TEHRAN, November 17 - The Brazilian Health Ministry said Friday it's holding meetings with the Pan American Health Organization on the exodus of thousands Cuban doctors and finding replacements.
TEHRAN, Young Journalists Club (YJC) - "By early next week we will complete work on a proposal to select professionals to cover 8,332 vacant posts to be left by Cuban doctors," the ministry said Friday.
The announcement came hours after the first group of 196 Cuban doctors returned to Cuba on Thursday, said Granma, Cuba's official newspaper.
The group was scheduled to leave, as they'd completed their service in Brazil, but another group scheduled to replace them "will no longer be available," the newspaper reported.
The program started in 2013 as an agreement between Cuba, the Pan American Health Organization and Brazil, at the time led by former President Dilma Rousseff.

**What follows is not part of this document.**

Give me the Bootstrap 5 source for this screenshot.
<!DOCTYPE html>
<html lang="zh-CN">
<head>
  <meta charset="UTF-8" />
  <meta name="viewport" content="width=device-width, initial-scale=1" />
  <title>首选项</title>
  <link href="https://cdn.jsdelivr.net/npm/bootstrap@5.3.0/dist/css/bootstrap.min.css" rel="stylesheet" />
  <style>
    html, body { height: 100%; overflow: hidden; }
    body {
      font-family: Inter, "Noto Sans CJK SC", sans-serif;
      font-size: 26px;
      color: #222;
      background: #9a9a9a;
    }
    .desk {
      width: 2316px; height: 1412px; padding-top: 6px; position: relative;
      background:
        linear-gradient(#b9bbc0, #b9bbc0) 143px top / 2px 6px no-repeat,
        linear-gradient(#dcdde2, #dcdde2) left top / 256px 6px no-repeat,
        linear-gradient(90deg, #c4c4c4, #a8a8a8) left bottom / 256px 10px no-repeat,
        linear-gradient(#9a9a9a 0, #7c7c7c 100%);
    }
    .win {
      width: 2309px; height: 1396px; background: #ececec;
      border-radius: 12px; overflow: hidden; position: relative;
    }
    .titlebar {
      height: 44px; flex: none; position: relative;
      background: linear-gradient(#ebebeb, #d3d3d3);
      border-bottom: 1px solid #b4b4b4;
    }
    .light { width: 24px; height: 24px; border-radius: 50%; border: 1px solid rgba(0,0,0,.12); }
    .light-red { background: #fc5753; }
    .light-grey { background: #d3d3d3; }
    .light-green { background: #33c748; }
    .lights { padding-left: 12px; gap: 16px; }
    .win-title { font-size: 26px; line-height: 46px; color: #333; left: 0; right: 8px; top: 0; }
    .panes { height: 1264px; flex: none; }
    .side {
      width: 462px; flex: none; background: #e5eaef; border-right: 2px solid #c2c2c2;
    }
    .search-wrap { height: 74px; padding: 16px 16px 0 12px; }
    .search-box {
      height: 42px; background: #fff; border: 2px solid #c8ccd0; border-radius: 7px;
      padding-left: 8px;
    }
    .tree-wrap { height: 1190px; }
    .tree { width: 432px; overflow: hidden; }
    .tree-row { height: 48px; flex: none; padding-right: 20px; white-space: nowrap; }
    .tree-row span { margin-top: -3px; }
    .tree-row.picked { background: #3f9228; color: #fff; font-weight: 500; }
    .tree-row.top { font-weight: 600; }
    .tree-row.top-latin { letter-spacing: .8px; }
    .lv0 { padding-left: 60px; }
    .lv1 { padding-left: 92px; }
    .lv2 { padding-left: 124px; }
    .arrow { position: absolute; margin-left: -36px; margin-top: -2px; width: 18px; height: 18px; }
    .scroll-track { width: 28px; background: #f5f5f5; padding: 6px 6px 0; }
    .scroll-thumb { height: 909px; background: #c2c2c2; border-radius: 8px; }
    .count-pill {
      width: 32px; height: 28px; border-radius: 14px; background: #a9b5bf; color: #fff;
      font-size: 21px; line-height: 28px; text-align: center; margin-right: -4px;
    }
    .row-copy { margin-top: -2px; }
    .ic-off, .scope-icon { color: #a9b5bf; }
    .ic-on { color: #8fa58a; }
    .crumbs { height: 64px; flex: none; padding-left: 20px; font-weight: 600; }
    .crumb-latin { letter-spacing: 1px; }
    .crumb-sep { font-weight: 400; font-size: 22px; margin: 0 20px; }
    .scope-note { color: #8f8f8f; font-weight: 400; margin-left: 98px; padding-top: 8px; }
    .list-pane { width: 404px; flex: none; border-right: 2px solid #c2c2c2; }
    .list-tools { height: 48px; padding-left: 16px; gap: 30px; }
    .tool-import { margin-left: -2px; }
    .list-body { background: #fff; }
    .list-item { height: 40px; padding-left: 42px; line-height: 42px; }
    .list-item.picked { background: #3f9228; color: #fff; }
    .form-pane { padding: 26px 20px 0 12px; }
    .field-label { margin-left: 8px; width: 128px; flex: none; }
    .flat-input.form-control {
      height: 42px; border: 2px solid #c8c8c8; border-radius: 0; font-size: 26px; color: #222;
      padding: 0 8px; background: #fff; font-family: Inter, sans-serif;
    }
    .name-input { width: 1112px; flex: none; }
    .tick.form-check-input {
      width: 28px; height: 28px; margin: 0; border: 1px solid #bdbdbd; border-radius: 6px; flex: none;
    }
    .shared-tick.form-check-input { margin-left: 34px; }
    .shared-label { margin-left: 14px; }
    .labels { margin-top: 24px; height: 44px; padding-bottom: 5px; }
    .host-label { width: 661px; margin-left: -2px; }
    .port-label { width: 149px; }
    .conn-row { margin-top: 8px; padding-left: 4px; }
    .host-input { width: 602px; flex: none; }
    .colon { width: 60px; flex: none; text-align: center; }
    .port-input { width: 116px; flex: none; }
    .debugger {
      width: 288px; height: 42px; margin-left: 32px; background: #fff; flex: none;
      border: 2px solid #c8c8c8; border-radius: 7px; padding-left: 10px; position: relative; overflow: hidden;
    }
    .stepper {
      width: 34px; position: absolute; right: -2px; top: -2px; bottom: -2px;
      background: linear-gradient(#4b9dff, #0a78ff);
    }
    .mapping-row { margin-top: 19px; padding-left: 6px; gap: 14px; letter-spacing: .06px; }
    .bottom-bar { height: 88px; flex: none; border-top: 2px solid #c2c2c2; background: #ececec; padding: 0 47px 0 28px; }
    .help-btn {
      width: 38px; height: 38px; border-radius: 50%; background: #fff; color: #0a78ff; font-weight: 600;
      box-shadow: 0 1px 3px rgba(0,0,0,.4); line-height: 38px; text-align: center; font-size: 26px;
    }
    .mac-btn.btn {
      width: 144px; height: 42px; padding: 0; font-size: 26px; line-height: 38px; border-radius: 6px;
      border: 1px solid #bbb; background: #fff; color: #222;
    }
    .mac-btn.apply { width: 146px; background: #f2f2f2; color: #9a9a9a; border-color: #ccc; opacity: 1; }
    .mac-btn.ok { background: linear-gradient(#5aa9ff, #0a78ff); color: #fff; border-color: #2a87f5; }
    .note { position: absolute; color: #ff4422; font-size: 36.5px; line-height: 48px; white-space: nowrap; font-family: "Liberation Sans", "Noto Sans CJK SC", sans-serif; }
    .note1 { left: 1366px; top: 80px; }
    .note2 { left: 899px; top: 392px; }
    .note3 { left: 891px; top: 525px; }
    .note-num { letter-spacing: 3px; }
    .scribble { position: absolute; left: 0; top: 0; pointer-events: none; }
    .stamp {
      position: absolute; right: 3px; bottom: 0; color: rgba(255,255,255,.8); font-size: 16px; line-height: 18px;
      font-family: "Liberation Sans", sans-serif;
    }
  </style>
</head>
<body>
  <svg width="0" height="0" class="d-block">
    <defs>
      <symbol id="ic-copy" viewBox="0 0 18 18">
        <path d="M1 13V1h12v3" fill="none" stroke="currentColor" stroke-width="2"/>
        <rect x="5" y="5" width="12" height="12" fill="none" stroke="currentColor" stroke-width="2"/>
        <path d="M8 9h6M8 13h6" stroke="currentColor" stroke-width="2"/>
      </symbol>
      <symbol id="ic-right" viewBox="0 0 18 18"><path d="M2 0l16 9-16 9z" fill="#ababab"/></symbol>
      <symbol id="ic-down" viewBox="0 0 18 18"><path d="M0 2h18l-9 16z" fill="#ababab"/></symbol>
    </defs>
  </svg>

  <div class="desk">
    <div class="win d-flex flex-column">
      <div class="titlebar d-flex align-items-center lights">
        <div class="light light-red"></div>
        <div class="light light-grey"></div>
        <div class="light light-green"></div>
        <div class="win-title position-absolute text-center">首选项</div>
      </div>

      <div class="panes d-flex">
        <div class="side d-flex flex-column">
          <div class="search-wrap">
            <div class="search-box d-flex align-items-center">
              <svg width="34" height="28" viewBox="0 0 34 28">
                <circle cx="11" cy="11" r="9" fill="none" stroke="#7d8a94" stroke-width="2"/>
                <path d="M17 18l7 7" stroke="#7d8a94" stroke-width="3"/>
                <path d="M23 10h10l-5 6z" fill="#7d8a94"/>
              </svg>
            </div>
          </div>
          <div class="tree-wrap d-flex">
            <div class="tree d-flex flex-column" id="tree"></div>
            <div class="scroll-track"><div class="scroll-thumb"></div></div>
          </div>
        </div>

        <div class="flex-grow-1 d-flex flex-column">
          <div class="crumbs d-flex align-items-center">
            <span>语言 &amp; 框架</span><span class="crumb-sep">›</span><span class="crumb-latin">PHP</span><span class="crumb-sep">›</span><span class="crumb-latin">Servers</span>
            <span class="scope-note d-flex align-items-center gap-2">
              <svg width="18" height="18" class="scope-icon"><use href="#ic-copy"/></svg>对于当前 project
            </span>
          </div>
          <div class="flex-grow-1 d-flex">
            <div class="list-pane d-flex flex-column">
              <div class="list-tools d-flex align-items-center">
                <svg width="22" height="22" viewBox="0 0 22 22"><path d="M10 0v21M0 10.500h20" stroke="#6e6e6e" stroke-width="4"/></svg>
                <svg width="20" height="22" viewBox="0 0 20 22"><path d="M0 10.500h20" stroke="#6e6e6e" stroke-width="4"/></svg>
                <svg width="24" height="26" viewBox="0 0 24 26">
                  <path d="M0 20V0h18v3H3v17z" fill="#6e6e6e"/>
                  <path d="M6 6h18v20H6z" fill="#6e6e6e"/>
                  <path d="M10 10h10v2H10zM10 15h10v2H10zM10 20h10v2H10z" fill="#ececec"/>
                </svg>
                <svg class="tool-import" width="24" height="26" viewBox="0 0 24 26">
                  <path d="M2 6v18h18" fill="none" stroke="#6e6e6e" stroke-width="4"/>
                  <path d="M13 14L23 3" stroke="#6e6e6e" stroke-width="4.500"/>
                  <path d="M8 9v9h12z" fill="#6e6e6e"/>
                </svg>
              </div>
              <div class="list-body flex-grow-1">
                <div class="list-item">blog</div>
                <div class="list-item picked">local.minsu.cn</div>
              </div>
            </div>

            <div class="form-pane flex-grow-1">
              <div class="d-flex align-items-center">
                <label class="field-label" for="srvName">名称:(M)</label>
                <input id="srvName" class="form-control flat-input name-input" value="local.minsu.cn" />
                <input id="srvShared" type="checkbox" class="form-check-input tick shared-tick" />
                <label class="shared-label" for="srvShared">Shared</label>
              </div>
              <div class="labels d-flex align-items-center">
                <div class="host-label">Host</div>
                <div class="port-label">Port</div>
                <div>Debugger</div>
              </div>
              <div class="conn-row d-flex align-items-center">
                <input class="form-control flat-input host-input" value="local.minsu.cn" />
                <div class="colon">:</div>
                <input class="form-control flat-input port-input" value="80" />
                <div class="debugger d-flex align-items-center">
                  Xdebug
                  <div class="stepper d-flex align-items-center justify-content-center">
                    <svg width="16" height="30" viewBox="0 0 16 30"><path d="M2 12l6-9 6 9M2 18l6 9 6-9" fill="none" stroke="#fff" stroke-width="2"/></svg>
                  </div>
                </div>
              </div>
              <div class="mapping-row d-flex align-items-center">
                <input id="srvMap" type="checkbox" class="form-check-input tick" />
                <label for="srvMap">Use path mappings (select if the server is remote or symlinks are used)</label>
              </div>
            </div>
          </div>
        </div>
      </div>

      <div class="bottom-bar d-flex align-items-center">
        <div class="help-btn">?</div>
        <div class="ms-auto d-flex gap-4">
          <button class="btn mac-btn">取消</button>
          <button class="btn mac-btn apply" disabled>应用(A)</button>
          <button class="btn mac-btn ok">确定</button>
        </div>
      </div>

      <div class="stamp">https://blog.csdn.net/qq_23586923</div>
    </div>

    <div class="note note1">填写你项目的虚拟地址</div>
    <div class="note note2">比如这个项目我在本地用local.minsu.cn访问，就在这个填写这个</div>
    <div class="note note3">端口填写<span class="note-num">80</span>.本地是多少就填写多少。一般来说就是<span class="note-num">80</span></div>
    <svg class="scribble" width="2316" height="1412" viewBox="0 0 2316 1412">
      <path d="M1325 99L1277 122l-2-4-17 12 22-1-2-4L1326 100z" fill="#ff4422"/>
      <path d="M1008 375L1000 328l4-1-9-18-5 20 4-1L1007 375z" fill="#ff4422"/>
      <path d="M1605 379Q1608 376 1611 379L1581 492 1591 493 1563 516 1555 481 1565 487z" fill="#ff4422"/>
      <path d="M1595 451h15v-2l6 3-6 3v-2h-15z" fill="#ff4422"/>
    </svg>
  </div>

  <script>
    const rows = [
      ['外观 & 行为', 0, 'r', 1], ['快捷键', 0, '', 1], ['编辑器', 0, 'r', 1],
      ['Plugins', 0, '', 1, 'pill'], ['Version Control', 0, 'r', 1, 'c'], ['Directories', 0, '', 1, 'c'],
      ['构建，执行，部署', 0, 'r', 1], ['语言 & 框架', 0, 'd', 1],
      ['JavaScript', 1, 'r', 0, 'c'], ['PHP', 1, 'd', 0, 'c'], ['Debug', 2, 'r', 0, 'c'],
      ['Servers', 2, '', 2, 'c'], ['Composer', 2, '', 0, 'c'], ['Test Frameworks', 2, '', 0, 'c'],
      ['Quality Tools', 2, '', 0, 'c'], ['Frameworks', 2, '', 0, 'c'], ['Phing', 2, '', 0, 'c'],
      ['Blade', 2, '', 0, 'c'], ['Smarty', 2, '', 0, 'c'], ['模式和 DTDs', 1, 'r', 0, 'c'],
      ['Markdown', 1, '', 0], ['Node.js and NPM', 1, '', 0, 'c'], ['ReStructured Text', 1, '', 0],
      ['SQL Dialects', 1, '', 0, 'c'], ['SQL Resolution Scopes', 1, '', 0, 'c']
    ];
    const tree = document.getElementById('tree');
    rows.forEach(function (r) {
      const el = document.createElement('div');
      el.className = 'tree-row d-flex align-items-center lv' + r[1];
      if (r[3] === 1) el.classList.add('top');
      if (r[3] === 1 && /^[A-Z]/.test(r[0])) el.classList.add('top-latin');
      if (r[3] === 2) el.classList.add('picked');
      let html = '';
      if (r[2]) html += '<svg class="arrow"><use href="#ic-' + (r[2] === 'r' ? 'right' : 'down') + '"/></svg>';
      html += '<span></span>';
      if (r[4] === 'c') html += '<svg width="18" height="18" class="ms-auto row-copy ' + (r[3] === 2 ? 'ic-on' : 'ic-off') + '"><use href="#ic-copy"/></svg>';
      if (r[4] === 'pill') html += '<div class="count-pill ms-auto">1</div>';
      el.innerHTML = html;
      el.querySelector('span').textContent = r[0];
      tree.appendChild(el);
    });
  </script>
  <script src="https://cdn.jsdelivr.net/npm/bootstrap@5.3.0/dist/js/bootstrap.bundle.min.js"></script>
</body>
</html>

The Cuban government ended the program on Wednesday, as it said that plans by Brazilian President-elect Jair Bolsonaro to sign individual agreements with each doctor was not acceptable.
Rousseff said Bolsonaro's plan for individual payments were offensive, as they ignored the Cuban system, which compensates the doctors with a salary. She said it also ignored that the PanAmerican Health Organization guaranteed the qualification level of the personnel.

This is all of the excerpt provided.